Requirements> Using the material below, print a verbatim copy of every line from the one containing "Output the component" through the one containing "import React from", inclusive, and omit the pictures.

Listed entries>
────
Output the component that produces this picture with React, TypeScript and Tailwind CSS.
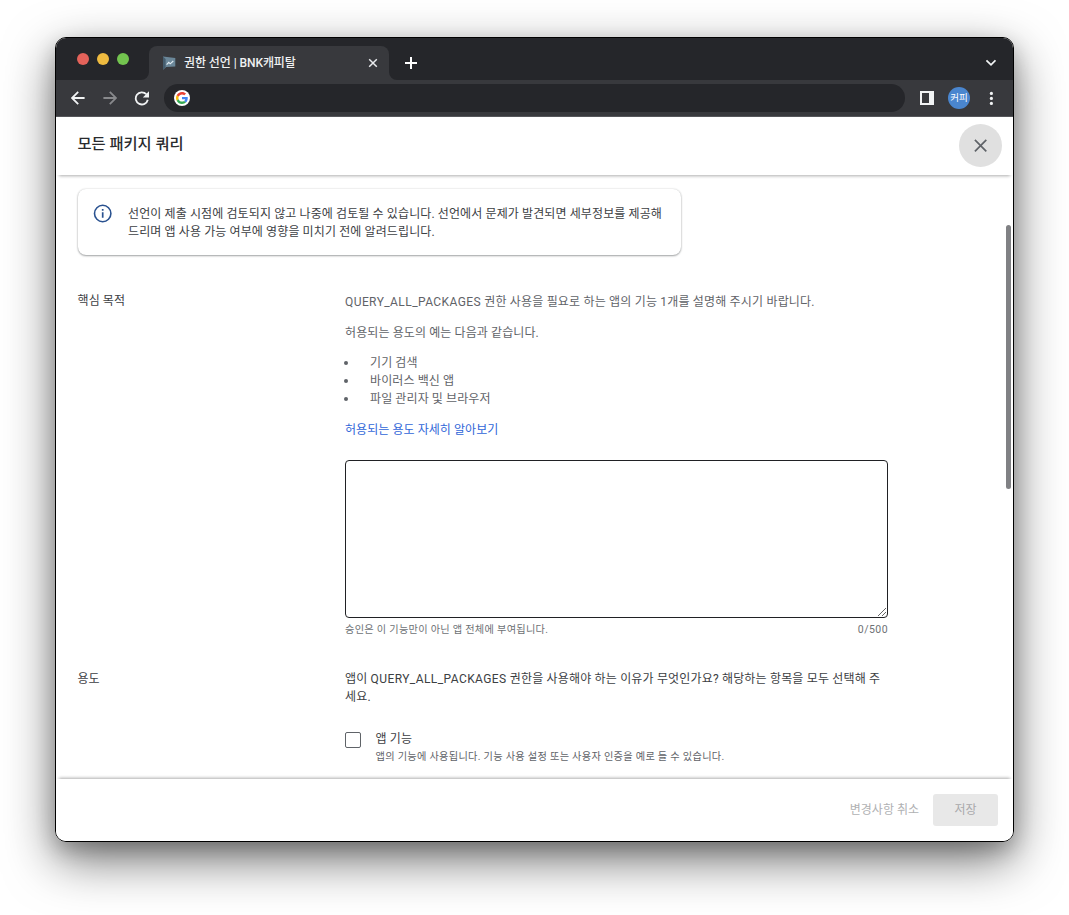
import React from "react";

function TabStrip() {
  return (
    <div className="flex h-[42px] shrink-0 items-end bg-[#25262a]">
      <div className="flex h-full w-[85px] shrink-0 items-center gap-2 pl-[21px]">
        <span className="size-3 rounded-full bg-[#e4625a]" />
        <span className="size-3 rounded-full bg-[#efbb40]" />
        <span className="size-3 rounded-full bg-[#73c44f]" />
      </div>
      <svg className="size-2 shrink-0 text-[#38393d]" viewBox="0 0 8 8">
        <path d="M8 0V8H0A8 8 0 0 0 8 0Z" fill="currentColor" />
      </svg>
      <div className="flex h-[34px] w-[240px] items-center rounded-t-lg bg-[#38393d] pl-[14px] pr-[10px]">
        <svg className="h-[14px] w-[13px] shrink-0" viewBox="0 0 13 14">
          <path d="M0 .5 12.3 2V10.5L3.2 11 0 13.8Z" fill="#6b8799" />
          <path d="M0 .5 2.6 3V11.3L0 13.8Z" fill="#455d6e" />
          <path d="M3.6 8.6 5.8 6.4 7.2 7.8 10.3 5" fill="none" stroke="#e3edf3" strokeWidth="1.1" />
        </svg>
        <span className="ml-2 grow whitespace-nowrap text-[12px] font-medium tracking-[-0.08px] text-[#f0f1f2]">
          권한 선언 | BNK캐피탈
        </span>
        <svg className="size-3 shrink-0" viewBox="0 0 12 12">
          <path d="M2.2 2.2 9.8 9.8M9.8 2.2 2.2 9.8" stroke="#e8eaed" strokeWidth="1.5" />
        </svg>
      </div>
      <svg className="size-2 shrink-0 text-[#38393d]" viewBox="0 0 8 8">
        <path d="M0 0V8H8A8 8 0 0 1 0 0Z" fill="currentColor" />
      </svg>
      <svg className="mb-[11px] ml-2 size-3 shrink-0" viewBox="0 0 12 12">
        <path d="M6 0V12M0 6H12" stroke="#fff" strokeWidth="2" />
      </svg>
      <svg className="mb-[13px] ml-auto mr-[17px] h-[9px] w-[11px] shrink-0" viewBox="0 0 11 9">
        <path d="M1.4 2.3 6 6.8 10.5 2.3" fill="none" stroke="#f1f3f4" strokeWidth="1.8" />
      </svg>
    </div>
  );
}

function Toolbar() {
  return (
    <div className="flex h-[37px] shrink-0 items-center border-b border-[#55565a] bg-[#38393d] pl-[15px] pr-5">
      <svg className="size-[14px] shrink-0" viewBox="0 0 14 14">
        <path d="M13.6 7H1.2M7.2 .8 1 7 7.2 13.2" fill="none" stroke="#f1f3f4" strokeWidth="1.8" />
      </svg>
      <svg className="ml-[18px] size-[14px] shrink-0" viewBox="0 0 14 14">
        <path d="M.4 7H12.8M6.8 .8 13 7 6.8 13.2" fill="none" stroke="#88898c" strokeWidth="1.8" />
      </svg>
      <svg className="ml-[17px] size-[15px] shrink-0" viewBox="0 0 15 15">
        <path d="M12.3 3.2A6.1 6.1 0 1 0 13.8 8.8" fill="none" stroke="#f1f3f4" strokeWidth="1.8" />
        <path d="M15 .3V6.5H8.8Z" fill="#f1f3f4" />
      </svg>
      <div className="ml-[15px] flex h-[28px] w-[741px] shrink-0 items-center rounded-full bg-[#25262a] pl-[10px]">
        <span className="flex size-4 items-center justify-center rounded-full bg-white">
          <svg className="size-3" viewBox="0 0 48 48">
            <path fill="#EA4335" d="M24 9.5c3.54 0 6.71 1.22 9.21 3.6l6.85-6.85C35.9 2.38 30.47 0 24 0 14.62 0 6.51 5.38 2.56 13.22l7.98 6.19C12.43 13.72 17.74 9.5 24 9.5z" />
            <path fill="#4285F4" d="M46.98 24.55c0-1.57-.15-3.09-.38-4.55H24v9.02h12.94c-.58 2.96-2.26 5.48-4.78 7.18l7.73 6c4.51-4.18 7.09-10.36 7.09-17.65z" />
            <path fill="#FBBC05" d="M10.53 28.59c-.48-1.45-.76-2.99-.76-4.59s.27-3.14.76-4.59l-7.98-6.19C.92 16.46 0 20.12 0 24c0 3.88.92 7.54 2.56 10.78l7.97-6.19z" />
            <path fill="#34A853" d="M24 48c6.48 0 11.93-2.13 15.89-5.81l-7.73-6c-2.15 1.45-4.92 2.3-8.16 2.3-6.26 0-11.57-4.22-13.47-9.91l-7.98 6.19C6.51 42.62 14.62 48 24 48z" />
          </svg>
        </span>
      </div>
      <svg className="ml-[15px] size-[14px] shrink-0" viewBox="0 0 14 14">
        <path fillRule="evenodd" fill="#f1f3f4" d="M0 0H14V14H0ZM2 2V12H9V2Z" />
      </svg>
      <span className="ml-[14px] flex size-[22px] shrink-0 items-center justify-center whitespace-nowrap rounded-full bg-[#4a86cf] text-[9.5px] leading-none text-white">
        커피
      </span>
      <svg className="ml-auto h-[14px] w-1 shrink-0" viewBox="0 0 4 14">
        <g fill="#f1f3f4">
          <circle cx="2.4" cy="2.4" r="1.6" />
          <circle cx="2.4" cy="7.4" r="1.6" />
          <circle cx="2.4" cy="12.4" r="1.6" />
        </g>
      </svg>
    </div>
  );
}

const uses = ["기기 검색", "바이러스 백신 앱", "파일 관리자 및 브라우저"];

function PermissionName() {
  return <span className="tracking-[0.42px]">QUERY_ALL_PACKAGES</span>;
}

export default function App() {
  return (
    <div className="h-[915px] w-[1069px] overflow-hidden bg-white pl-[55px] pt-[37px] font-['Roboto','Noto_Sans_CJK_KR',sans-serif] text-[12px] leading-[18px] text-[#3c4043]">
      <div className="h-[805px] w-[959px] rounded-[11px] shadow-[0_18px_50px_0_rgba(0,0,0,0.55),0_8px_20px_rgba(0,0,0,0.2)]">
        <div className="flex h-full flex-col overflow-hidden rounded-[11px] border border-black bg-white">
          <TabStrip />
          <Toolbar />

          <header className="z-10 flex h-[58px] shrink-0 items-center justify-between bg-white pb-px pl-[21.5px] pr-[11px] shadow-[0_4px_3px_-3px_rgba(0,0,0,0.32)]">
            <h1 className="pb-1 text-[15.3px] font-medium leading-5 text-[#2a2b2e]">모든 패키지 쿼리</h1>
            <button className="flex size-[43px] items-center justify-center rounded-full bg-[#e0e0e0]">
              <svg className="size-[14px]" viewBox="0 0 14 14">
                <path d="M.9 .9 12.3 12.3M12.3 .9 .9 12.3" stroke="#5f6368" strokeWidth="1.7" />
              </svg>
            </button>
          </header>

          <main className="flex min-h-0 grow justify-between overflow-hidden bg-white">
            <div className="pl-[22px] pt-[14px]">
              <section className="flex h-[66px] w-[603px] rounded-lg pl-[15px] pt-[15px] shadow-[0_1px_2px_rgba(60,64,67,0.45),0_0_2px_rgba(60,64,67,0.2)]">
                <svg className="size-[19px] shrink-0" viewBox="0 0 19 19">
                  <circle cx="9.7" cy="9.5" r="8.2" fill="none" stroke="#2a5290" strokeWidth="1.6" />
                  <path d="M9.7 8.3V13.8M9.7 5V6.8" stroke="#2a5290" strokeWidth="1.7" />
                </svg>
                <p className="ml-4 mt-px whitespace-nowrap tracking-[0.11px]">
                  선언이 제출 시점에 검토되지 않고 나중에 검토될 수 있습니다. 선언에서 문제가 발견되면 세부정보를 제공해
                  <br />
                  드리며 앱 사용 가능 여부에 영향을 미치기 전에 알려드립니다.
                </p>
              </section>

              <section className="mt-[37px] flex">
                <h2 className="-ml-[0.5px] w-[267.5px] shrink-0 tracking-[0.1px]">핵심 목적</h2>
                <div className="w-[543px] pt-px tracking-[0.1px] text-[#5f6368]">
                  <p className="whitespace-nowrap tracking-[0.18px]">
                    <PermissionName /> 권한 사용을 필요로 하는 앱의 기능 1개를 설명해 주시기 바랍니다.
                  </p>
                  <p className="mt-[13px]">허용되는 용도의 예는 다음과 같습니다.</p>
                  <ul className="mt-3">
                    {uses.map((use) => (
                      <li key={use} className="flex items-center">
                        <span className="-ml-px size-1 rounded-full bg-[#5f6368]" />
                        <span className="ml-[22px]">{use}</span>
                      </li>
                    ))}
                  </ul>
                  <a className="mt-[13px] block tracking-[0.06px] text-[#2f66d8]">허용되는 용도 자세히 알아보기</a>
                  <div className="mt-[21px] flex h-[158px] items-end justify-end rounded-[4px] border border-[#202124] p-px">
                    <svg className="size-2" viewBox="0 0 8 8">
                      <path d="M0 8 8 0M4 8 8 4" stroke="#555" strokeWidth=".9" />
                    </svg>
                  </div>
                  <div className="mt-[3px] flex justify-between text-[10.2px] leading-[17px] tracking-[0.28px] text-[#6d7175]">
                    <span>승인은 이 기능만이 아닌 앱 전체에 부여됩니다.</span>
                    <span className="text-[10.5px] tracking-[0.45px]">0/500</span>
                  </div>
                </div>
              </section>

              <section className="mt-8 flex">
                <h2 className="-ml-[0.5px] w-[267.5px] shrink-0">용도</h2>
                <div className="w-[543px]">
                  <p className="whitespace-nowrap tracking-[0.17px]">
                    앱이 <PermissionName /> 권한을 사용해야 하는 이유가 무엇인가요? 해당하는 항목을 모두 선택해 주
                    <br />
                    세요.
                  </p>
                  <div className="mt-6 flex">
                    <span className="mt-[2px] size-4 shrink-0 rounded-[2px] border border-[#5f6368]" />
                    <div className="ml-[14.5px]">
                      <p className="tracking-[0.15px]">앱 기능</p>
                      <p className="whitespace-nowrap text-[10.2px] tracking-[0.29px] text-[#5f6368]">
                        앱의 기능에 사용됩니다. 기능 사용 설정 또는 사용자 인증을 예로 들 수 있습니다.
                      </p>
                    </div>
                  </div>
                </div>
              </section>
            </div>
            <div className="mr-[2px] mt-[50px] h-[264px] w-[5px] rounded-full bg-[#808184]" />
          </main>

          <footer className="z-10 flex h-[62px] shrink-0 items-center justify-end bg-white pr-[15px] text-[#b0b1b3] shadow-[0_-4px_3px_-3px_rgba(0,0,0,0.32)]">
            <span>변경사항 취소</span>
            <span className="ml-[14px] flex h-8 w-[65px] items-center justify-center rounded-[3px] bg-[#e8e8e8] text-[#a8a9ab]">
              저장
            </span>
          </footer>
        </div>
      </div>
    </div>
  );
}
────
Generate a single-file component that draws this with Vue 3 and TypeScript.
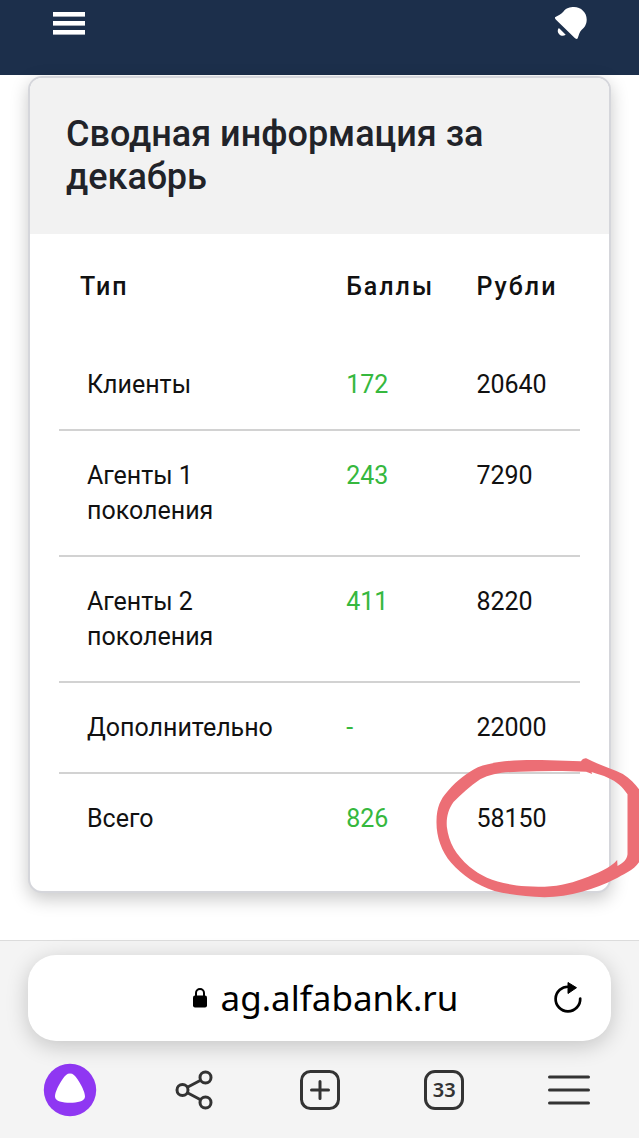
────
Task result>
Output the component that produces this picture with React, TypeScript and Tailwind CSS.
import React from "react";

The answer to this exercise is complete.